Friday's forum was co-sponsored by the Alaska Native Justice Center, the city's Office of Equal Opportunity, and the Anchorage Community Police Relations Task Force, whose chairman, the Rev. William Greene, said he intends to keep the conversation going at the task force's monthly meetings.

Greene also said he wants the city and state to look harder for ways to use federal economic stimulus grants to target homelessness in Anchorage. The officials said the city has already gotten approval for a $750,000 grant mainly to provide housing for families, but Greene called that "a drop in the bucket."

Solutions won't be easy. Fire Chief Craig Goodrich said he remembers going to similar forums 40 years ago.

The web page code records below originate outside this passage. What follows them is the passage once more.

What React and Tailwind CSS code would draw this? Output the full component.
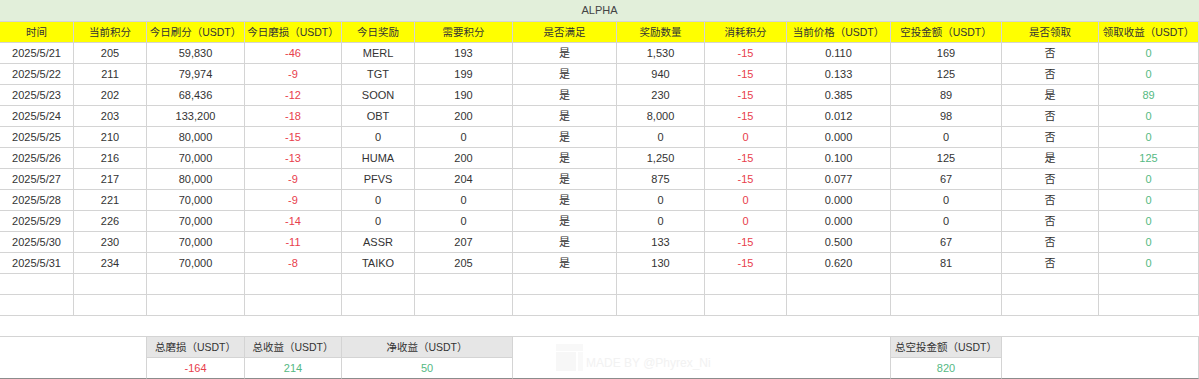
import React from 'react';

const cols = 'grid-cols-[74px_73px_98px_97px_73px_98px_104px_88px_82px_104px_111px_97px_100px]';

const headers = [
    '时间',
    '当前积分',
    '今日刷分（USDT）',
    '今日磨损（USDT）',
    '今日奖励',
    '需要积分',
    '是否满足',
    '奖励数量',
    '消耗积分',
    '当前价格（USDT）',
    '空投金额（USDT）',
    '是否领取',
    '领取收益（USDT）',
];

// date, points, volume, loss, token, need, ok, amount, cost, price, airdrop, claimed, profit
const rows = [
    ['2025/5/21', '205', '59,830', '-46', 'MERL', '193', '是', '1,530', '-15', '0.110', '169', '否', '0'],
    ['2025/5/22', '211', '79,974', '-9', 'TGT', '199', '是', '940', '-15', '0.133', '125', '否', '0'],
    ['2025/5/23', '202', '68,436', '-12', 'SOON', '190', '是', '230', '-15', '0.385', '89', '是', '89'],
    ['2025/5/24', '203', '133,200', '-18', 'OBT', '200', '是', '8,000', '-15', '0.012', '98', '否', '0'],
    ['2025/5/25', '210', '80,000', '-15', '0', '0', '是', '0', '0', '0.000', '0', '否', '0'],
    ['2025/5/26', '216', '70,000', '-13', 'HUMA', '200', '是', '1,250', '-15', '0.100', '125', '是', '125'],
    ['2025/5/27', '217', '80,000', '-9', 'PFVS', '204', '是', '875', '-15', '0.077', '67', '否', '0'],
    ['2025/5/28', '221', '70,000', '-9', '0', '0', '是', '0', '0', '0.000', '0', '否', '0'],
    ['2025/5/29', '226', '70,000', '-14', '0', '0', '是', '0', '0', '0.000', '0', '否', '0'],
    ['2025/5/30', '230', '70,000', '-11', 'ASSR', '207', '是', '133', '-15', '0.500', '67', '否', '0'],
    ['2025/5/31', '234', '70,000', '-8', 'TAIKO', '205', '是', '130', '-15', '0.620', '81', '否', '0'],
];

const cell = 'h-[21px] border-t border-r border-[#d4d4d4] flex items-center justify-center';

const colorFor = (i) => {
    if (i === 3 || i === 8) return 'text-[#e8404c]';
    if (i === 12) return 'text-[#55b983]';
    return 'text-[#333]';
};

const App = () => {
    return (
        <div
            className="w-[1199px] bg-white text-[11px] text-[#333] leading-none"
            style={{ fontFamily: '"Liberation Sans", "Noto Sans CJK SC", sans-serif' }}
        >
            <div className={`grid ${cols}`}>
                <div className="col-span-13 h-[21px] bg-[#e2efda] flex items-center justify-center text-[#444]">
                    ALPHA
                </div>

                {headers.map((h) => (
                    <div key={h} className={`${cell} bg-[#ffff00] text-[#333] text-[10.5px]`}>
                        {h}
                    </div>
                ))}

                {rows.map((r) =>
                    r.map((v, i) => (
                        <div key={r[0] + i} className={`${cell} ${colorFor(i)}`}>
                            {v}
                        </div>
                    ))
                )}

                {[0, 1].map((k) =>
                    headers.map((h) => <div key={k + h} className={cell}></div>)
                )}

                <div className="col-span-13 h-[21px] border-t border-[#d4d4d4]"></div>

                {/* summary */}
                <div className="col-span-2 row-span-2 border-t border-r border-b border-[#d4d4d4] border-b-[#8c8c8c]"></div>
                <div className={`${cell} bg-[#e6e6e6] text-[10.5px]`}>总磨损（USDT）</div>
                <div className={`${cell} bg-[#e6e6e6] text-[10.5px]`}>总收益（USDT）</div>
                <div className={`${cell} col-span-2 bg-[#e6e6e6] text-[10.5px]`}>净收益（USDT）</div>
                <div className="col-span-4 row-span-2 border-t border-r border-b border-[#d4d4d4] border-b-[#8c8c8c] flex items-center pl-[43px]">
                    <div className="flex items-end gap-[3px] opacity-50">
                        <svg width="27" height="27" viewBox="0 0 27 27">
                            <rect x="0" y="0" width="27" height="7" fill="#f2f2f2" />
                            <rect x="0" y="8" width="20" height="19" fill="#f0f0f0" />
                            <rect x="22" y="8" width="5" height="19" fill="#f4f4f4" />
                        </svg>
                        <span className="text-[12px] text-[#e6e6e6] mb-[2px]">MADE BY @Phyrex_Ni</span>
                    </div>
                </div>
                <div className={`${cell} bg-[#e6e6e6] text-[10.5px]`}>总空投金额（USDT）</div>
                <div className="col-span-2 row-span-2 border-t border-r border-b border-[#d4d4d4] border-b-[#8c8c8c]"></div>

                <div className={`${cell} border-b border-b-[#8c8c8c] h-[22px] text-[#e8404c]`}>-164</div>
                <div className={`${cell} border-b border-b-[#8c8c8c] h-[22px] text-[#55b983]`}>214</div>
                <div className={`${cell} border-b border-b-[#8c8c8c] h-[22px] col-span-2 text-[#55b983]`}>50</div>
                <div className={`${cell} border-b border-b-[#8c8c8c] h-[22px] text-[#55b983]`}>820</div>
            </div>
        </div>
    );
};

export default App;
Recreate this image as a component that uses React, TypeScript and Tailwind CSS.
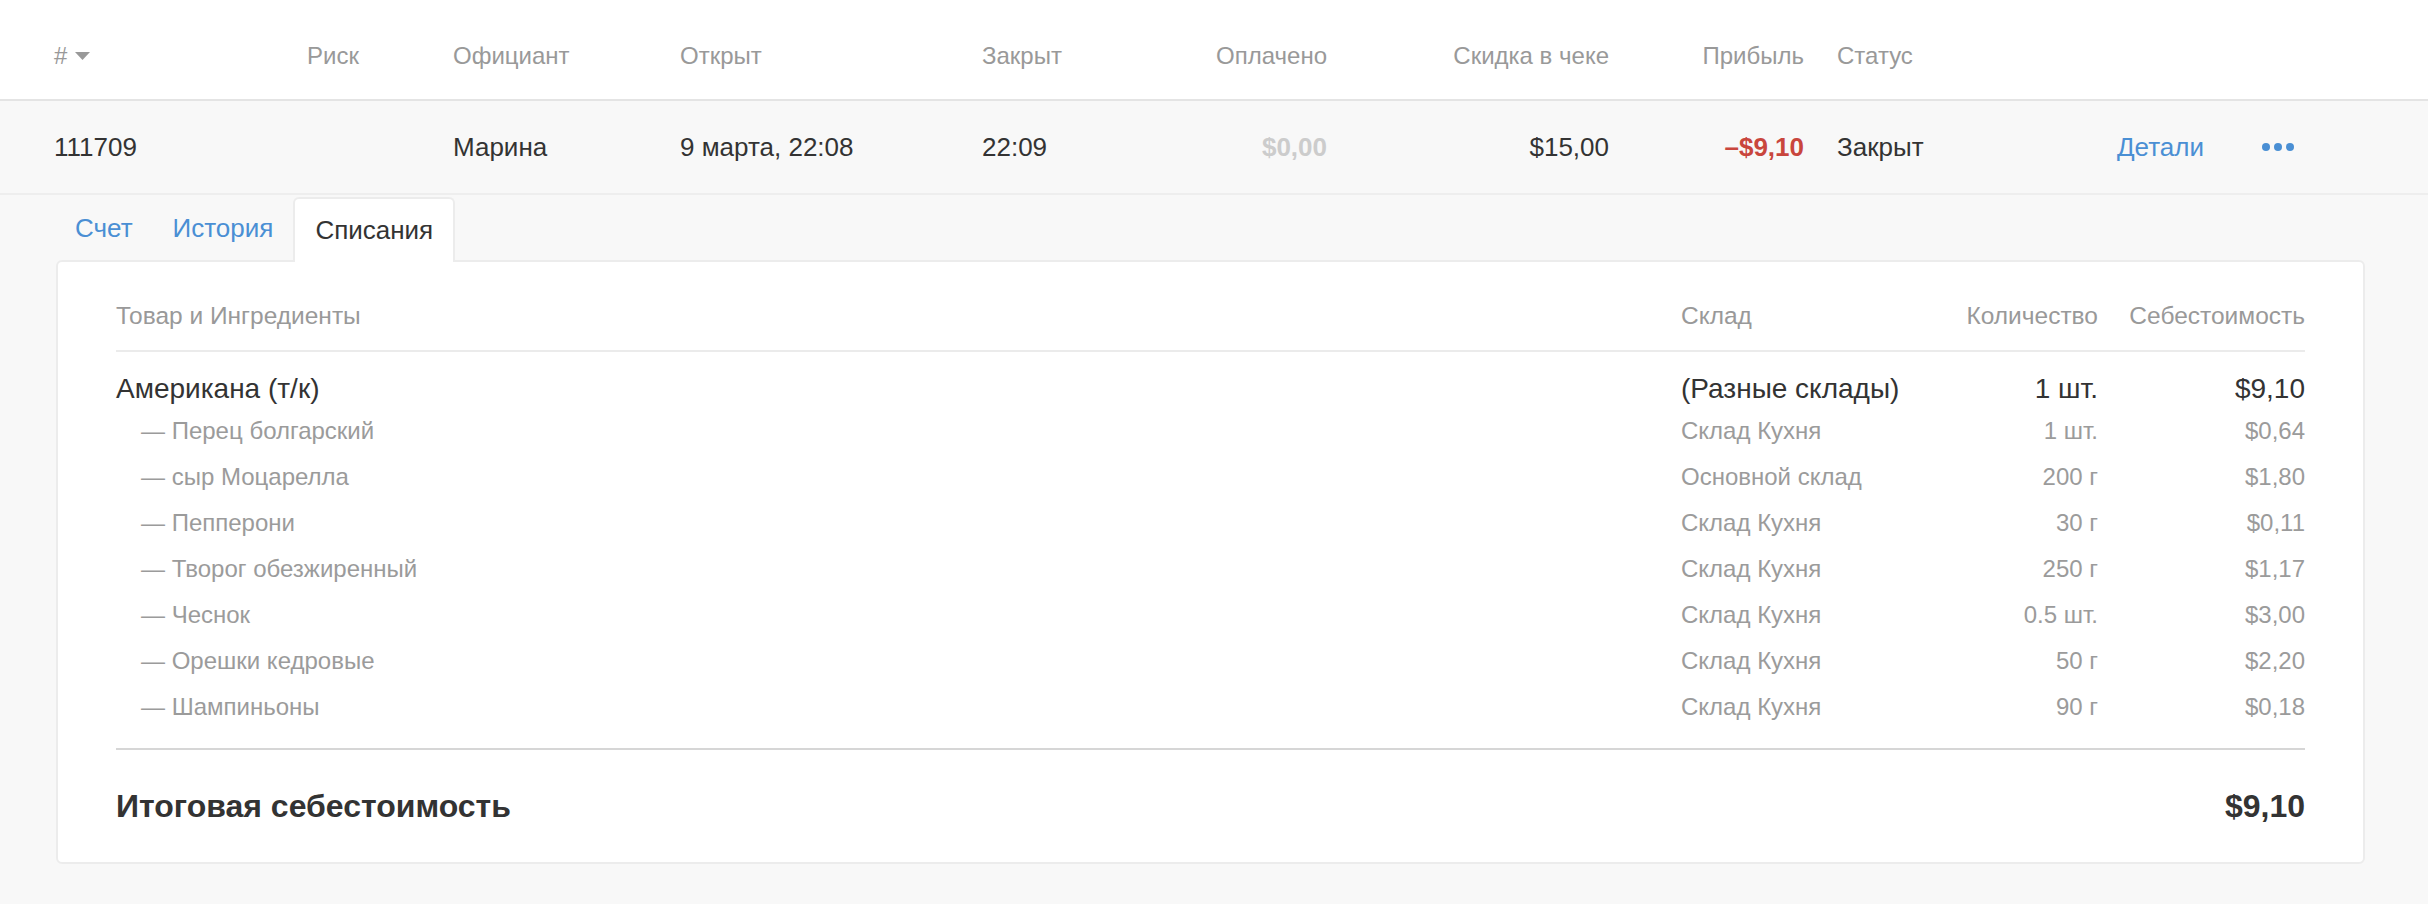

"There's not just one right magic bullet," said Ingle, the city health director.

"It takes all of our agencies breaking out of our silos," said Melinda Freemon, Anchorage services director for the Rural Alaska Community Action Program.

One of the men who died this spring was one of Kristin Schmidt's clients at RuralCAP's Housing First, a program designed to find housing for street alcoholics.

The program works, Schmidt said, but not every time.

"We tried numerous times to help him," she said. "He just kept falling through the cracks ...These are just numbers to you, but they're people we deal with every day."